Su empresa, la Microsoft, es un vasto imperio que fundó en 1975, cuando apenas tenía veinte años y descubrió que su modesta computadora le permitía concretar muchas más fantasías que su vecina Marjorie, por entonces atacada de acné y con los alambres de la ortodoncia entre los dientes. Bill es en realidad William Henry Gates III, nombre con el que se identifica en las tarjetas que suele cursar a sus amigos cuando los invita a su casa a jugar al www.scrabel.bill.com. Una revista norteamericana de negocios, Forbes, lleva a deducir que si gastara tres millones de dólares diarios, sin realizar inversión alguna, habría esfumado su fortuna no antes de que sus tataranietos lo ayudaran a apagar 134 velitas.
Los indicadores empresariales indican que la Microsoft prospera a tranco de saltamontes porque el software propicia una nueva especie de autismo erudito (el de Dustin Hoffman en Rain man) e irradia una seducción que incluso dejaría fuera de concurso a Sharon Stone, acaso porque los virus cibernéticos desatan una fiebre contagiosa y exclusivista. Si la tecla enter no infundiera tan curiosa forma de erotismo, los navegantes de Internet no arrostrarían gozosamente el riesgo de la caída del sistema y el consiguiente traumático "chateo" interrupto.
Otros aires
El asesor Peribáñez es un poco insidioso: cree que la Justicia argentina no es ciega ni sorda, que tiene vista de lince y oído de tísico, y que tradicionalmente resulta benigna con los poderosos. Pretende que algunos magistrados cajonean las denuncias que apuntan a grandes instituciones, o bien a personajes notorios de la política, sospechados de cohecho o distracción de caudales públicos. En cambio, los juristas norteamericanos no dominan esas técnicas, que soslayan la molestia de dictar sentencia y favorecen el apacible tránsito hacia la prescripción de causas.

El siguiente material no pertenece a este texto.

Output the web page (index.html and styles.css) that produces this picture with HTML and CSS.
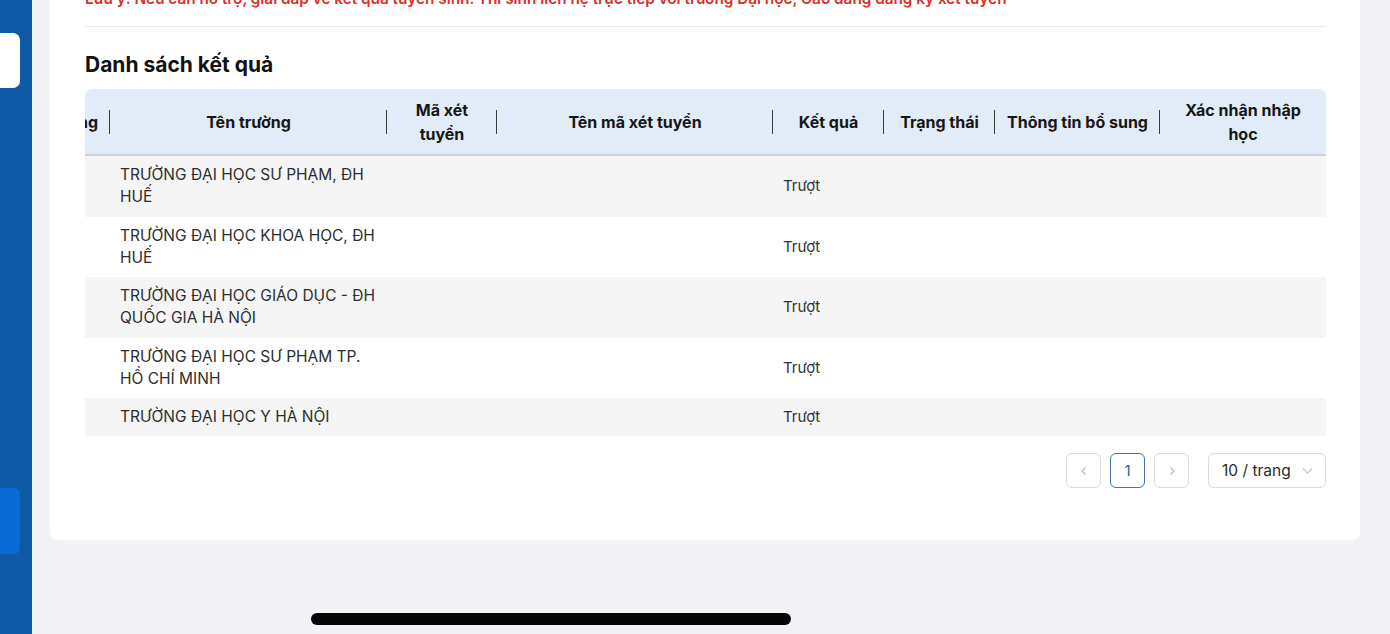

Ahora más dispuesto a seguir los consejos de su asesor, Bill encara seriamente la idea de trasladar la sede central de la Microsoft a Buenos Aires. "Para mejor, allá podrás desarrollar un útil y didáctico programa de evasión de impuestos. Te lo juro, Bill, que me caiga muerto aquí mismo, dispondrías de millones de clientes", le susurró Peribáñez, mientras le pasaba un grueso cartapacio con minuciosa información sobre cómo funcionan las plantas que lavan dinero mediante ingeniosos procesos de centrifugado, la única industria argentina verdaderamente próspera.
"Bien, me convenciste -respondió Bill-. Por favor, llamálo a De la Rúa y preguntále si podemos hacernos cargo del gerenciamiento de los tribunales."